С получением работы разрешился ещё один немаловажный вопрос — продовольственный, ведь Москва до 1935-го продолжала жить по карточкам, и свою законную норму (хлеб — 400 граммов в день, мясо — 100 граммов в день, крупа — 750 граммов в месяц, селёдка — 250 граммов в месяц, сахар — кило в месяц) Иван мог получать, только будучи прикреплённым к «своему» магазину. Конечно, можно было покупать продукты и на рынках, но для обычного служащего поход на базар был невообразимой роскошью. А ведь нужно было доставать ещё и носильные вещи. Пару ботинок тогда можно было раздобыть за 30 рублей, пальто, если повезёт, — за 70. А зарплата московского счетовода не превышала сотню рублей. Правда, с годами Иван понемногу «рос» в должностях (бухгалтер, затем помощник главного бухгалтера), но «хлебной» его работу по-прежнему назвать было сложно.
Впрочем, на самых первых порах московской жизни все мытарства переносились легко. Во-первых, Иван Крестьянкин всегда был крайне неприхотливым в быту; в одном из писем он писал: «Я с самых первых, ещё юношеских лет усердно тружусь и всегда, довольствуясь своим честным трудовым заработком, не позволял себе ничего излишнего сверх требуемого для поддержания физической жизни. Я всегда стремился помогать другим чем только мог, и при этом сам всячески избегал того, чтобы жить за счёт труда других. Такова моя принципиальная жизненная установка». А во-вторых, в юности вообще любые тяготы переносятся легче, а Ваня Крестьянкин был молод, всё вокруг было для него новым и необычным, и вчерашний орловец не избежал самого простого человеческого очарования огромным городом, в котором поселился. Конечно, в первую очередь он посетил все православные святыни Москвы (многих уже не было — Иверскую часовню снесли в июле 1929-го, храм Христа Спасителя — в декабре 1931 -То, а сколько было других разрушенных храмов и монастырей!). Но были ведь и музеи, и старинные здания, и расположенный по соседству сад «Аквариум», где недавно начал работу театр оперетты... Вспоминая себя в молодости, о. Иоанн с улыбкой говорил, что «был франтом». Не раз бывало так, что молодой человек в начищенных зубным порошком белых парусиновых туфлях возвращался с прогулок по столице далеко за полночь. Но эту практику быстро прекратила квартирная хозяйка. И, поразмыслив, Иван был ей только благодарен за это. Ведь искушения и соблазны светской Москвы могли завести его куда угодно.

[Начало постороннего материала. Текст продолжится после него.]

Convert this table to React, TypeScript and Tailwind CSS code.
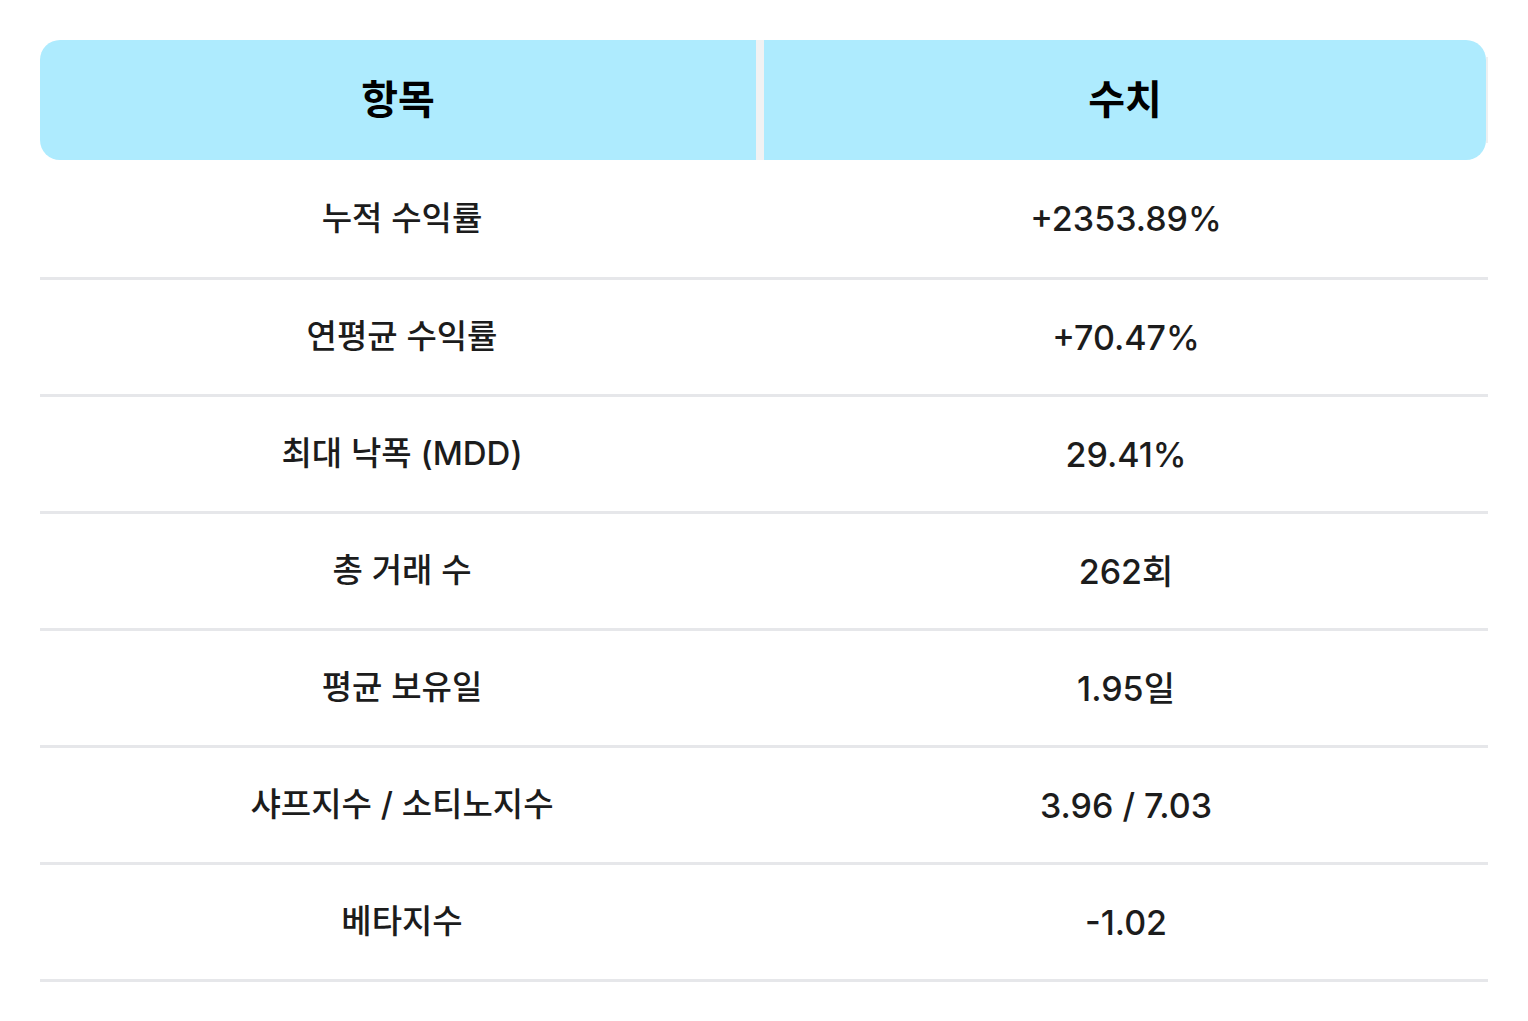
import React from 'react';

interface MetricRow {
  label: string;
  value: string;
}

const rows: MetricRow[] = [
  { label: '누적 수익률', value: '+2353.89%' },
  { label: '연평균 수익률', value: '+70.47%' },
  { label: '최대 낙폭 (MDD)', value: '29.41%' },
  { label: '총 거래 수', value: '262회' },
  { label: '평균 보유일', value: '1.95일' },
  { label: '샤프지수 / 소티노지수', value: '3.96 / 7.03' },
  { label: '베타지수', value: '-1.02' },
];

export default function App() {
  return (
    <div className="min-h-screen bg-white px-10 pt-10 font-['Inter','Noto_Sans_CJK_KR',sans-serif] text-[#1c1c1c]">
      <div className="w-[1448px]">
        {/* 헤더 */}
        <div className="flex h-[120px] text-[40px] font-bold text-black">
          <div className="flex w-[716px] items-center justify-center rounded-l-[20px] bg-[#aeebfe]">
            항목
          </div>
          <div className="w-[8px] bg-[#f1f2f3]" />
          <div className="flex w-[722px] items-center justify-center rounded-r-[20px] bg-[#aeebfe]">
            수치
          </div>
          <div className="my-[17px] w-[2px] bg-[#eef0f1]" />
        </div>

        {/* 본문 */}
        {rows.map((row, index) => (
          <div
            key={row.label}
            className={`${
              index === 0 ? 'h-[120px]' : 'h-[117px]'
            } grid grid-cols-2 border-b-[3px] border-[#e6e7ea] font-medium`}
          >
            <div className="flex items-center justify-center text-[33px]">{row.label}</div>
            <div className="flex items-center justify-center text-[34px]">{row.value}</div>
          </div>
        ))}
      </div>
    </div>
  );
}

Вообще отношения между Анастасией Васильевной и её постояльцем сложились своеобразные. Хозяйка скоро удостоверилась, что никаких грехов, за вычетом поздних возвращений, за юношей не водится — «девки» в его углу не гостевали, спиртным и табаком постоялец не баловался. Но и другими делами, которыми, по её мнению, должны были увлекаться молодые люди, Иван не занимался: не слушал радио, не работал в спортивных секциях и кружках, даже не был комсомольцем и членом МОПРа. Рано уходил на работу, а когда возвращался — читал и молился. Мягко отказывался от попыток хозяйки свести его с какой-нибудь достойной москвичкой... Убедившись в его домоседничестве, старушка начала досаждать Ване «задушевными» разговорами, особенно по вечерам. Могла обратиться к нему когда угодно — и во время молитвы тоже, причём нередко срывала на юноше свои усталость и злобу, накопившиеся за день. Но тот выслушивал монологи Анастасии Васильевны спокойно и даже с улыбкой, за что получил от неё раздражённое прозвище «чурбан с глазами».
А вот на новом месте службы Ивана никто чурбаном и чудаком из провинции не считал. Коллектив в финансовосчетном отделе МОСПО был маленький, в основном женский, и кое-кто из барышень быстро положил на новичка глаз. По фотографиям, сделанным в 1930-е годы, видно, что Иван хотя и не вписывался в общепринятые стандарты мужской красоты — не был ни мужественным лётчиком, ни рослым физкультурником, — вполне мог обратить на себя внимание девушек одухотворённостью лица, мягкой улыбкой, каким-то особым ясным светом, исходившим от него. Но орловец всё же сумел дать понять сослуживицам, что он для них — не более чем коллега. Причём сделал это настолько деликатно, что никого не обидел, более того — женщины прониклись к нему уважением и доверием. Его, 22-летнего, начинают называть по имени-отчеству, Иваном Михайловичем, и это не знак насмешки. Впервые в жизни Ивана Крестьянкина к нему потянулись люди за помощью и советом, причём не только в рабочих делах.